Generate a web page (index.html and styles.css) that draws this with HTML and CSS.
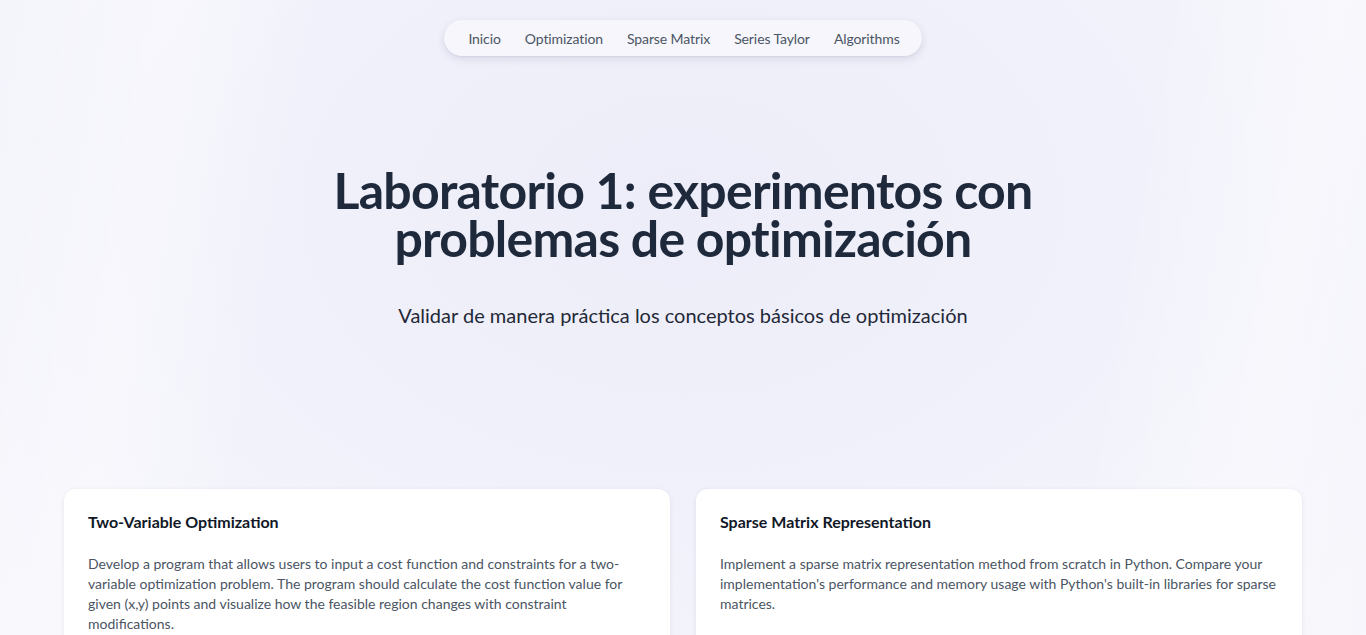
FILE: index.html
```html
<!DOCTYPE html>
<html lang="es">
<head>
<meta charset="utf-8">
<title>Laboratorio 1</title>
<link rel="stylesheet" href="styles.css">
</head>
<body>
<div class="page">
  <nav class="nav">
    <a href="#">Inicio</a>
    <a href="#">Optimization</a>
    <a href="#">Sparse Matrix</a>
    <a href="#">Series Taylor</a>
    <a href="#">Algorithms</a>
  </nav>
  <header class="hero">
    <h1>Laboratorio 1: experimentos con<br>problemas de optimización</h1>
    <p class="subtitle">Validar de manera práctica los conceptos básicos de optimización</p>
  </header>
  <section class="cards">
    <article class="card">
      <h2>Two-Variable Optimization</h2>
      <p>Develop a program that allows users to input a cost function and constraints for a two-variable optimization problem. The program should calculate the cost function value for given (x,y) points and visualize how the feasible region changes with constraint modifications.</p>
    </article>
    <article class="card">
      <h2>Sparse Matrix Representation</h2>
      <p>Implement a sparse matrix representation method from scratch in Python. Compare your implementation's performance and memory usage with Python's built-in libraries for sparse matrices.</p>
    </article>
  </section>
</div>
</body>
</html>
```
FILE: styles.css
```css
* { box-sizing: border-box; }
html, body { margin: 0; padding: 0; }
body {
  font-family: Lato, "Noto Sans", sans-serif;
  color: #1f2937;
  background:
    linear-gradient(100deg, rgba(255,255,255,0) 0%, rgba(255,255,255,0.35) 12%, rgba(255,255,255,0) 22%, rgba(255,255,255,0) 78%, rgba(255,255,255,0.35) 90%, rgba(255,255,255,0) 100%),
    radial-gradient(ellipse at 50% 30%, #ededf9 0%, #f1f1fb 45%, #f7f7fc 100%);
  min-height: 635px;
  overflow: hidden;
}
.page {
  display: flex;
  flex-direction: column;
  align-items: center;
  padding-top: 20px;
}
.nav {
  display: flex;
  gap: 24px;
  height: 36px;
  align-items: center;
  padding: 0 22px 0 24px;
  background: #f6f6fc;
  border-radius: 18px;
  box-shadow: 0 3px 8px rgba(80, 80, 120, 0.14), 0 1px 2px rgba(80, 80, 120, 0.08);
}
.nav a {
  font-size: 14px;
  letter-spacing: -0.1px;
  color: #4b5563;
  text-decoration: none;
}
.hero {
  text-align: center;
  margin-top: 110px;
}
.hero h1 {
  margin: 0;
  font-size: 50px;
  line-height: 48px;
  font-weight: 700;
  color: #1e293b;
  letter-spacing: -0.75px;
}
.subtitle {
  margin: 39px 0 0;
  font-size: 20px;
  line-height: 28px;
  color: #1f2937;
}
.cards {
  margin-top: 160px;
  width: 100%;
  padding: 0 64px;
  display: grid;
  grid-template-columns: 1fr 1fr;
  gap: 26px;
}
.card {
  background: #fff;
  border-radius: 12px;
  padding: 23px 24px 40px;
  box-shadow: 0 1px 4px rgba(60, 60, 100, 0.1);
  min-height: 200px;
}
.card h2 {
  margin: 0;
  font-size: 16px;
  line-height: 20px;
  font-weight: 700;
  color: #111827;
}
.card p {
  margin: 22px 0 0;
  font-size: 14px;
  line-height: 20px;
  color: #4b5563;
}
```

○ ○ ○ ○ ○

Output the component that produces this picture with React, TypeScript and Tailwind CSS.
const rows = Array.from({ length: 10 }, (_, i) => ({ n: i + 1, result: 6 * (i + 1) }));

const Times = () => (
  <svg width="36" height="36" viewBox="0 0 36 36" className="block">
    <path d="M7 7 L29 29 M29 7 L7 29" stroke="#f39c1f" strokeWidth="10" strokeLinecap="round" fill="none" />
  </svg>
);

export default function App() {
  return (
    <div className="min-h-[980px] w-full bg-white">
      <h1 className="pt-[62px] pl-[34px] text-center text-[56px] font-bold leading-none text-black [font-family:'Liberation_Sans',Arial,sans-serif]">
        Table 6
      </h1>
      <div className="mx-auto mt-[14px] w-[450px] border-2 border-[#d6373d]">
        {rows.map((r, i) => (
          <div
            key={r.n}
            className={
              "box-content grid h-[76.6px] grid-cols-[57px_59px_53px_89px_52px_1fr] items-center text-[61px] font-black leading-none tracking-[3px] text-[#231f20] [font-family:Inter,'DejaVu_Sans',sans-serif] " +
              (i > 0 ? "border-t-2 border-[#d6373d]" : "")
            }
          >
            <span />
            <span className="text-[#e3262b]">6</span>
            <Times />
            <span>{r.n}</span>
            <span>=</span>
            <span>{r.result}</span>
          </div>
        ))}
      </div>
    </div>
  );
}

○ ○ ○ ○ ○

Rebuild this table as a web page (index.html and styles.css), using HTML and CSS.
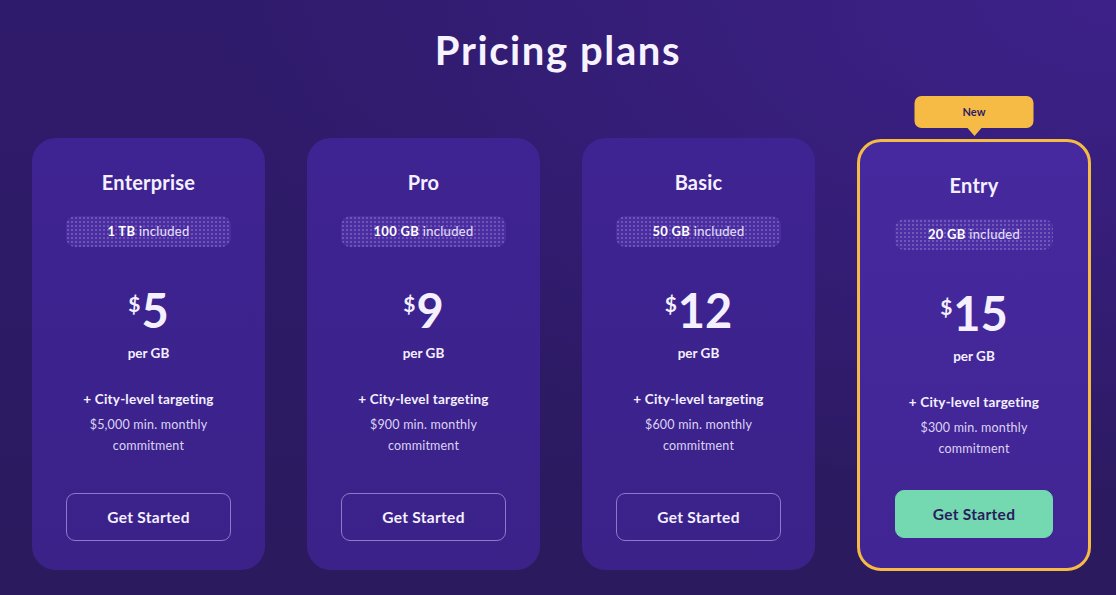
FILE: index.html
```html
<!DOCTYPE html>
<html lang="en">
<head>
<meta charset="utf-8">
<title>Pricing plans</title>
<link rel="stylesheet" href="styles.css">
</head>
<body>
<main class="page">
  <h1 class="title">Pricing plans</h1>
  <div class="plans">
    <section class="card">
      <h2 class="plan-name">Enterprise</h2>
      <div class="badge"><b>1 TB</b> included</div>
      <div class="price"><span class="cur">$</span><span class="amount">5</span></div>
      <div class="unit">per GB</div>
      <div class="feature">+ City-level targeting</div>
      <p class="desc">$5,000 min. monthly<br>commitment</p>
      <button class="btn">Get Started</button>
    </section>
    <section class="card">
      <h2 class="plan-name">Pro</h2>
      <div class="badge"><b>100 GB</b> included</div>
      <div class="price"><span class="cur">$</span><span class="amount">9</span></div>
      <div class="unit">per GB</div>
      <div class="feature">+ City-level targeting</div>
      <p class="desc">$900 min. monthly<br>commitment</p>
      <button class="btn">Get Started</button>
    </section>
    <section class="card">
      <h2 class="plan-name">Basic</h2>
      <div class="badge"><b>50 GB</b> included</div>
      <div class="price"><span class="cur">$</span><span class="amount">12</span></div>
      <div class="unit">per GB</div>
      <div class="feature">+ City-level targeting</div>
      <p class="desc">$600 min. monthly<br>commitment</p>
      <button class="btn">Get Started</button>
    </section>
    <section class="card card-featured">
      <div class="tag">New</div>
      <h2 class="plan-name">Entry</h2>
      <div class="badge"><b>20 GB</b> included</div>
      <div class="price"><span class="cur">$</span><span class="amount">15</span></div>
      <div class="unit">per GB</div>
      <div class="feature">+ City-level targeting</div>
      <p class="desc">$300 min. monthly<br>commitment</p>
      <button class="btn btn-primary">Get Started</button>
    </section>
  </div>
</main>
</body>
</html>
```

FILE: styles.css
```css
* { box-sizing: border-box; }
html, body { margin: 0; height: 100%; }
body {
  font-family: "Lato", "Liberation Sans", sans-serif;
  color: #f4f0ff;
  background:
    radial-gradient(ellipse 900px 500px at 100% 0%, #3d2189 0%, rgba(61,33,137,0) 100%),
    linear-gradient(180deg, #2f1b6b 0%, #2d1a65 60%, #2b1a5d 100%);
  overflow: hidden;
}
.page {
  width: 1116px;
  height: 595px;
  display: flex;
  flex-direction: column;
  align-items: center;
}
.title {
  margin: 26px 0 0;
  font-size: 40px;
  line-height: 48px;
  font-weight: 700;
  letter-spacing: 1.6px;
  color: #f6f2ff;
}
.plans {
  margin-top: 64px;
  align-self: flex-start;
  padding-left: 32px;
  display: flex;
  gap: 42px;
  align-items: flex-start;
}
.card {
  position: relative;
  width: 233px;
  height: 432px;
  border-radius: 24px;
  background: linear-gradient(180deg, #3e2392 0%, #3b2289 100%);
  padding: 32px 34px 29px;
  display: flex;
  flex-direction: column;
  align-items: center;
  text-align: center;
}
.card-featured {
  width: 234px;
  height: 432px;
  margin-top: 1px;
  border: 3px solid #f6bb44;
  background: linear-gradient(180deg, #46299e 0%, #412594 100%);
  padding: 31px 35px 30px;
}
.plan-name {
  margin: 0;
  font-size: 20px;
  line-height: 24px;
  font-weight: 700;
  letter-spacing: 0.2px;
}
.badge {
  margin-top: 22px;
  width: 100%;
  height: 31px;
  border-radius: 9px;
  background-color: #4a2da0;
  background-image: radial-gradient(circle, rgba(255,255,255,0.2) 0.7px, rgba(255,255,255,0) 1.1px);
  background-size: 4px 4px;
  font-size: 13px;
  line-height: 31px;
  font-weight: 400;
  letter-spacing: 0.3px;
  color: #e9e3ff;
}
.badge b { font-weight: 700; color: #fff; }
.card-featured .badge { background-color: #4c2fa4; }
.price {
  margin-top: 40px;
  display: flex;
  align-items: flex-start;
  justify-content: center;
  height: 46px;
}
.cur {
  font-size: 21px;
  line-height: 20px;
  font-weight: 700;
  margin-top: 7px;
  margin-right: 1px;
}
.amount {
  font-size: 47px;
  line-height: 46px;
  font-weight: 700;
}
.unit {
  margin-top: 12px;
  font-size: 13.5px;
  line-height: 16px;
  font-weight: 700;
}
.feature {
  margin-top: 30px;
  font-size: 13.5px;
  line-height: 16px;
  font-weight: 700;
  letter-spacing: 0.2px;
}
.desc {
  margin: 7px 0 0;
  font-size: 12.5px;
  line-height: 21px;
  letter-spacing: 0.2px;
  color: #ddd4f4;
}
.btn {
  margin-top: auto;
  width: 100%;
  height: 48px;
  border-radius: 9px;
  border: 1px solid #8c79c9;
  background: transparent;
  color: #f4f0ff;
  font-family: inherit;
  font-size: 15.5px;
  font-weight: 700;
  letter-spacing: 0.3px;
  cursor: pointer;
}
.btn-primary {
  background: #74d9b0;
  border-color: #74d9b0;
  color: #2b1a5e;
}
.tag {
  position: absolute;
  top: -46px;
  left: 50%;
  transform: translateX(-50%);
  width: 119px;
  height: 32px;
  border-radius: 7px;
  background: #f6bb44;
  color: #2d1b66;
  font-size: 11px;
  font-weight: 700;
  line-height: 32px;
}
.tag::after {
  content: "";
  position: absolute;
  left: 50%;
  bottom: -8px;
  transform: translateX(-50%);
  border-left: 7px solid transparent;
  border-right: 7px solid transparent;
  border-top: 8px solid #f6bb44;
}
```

○ ○ ○ ○ ○

From the listing above, copy out each line where the word "that" appears.

▶ Output below
Generate a web page (index.html and styles.css) that draws this with HTML and CSS.
      <p>Develop a program that allows users to input a cost function and constraints for a two-variable optimization problem. The program should calculate the cost function value for given (x,y) points and visualize how the feasible region changes with constraint modifications.</p>
Output the component that produces this picture with React, TypeScript and Tailwind CSS.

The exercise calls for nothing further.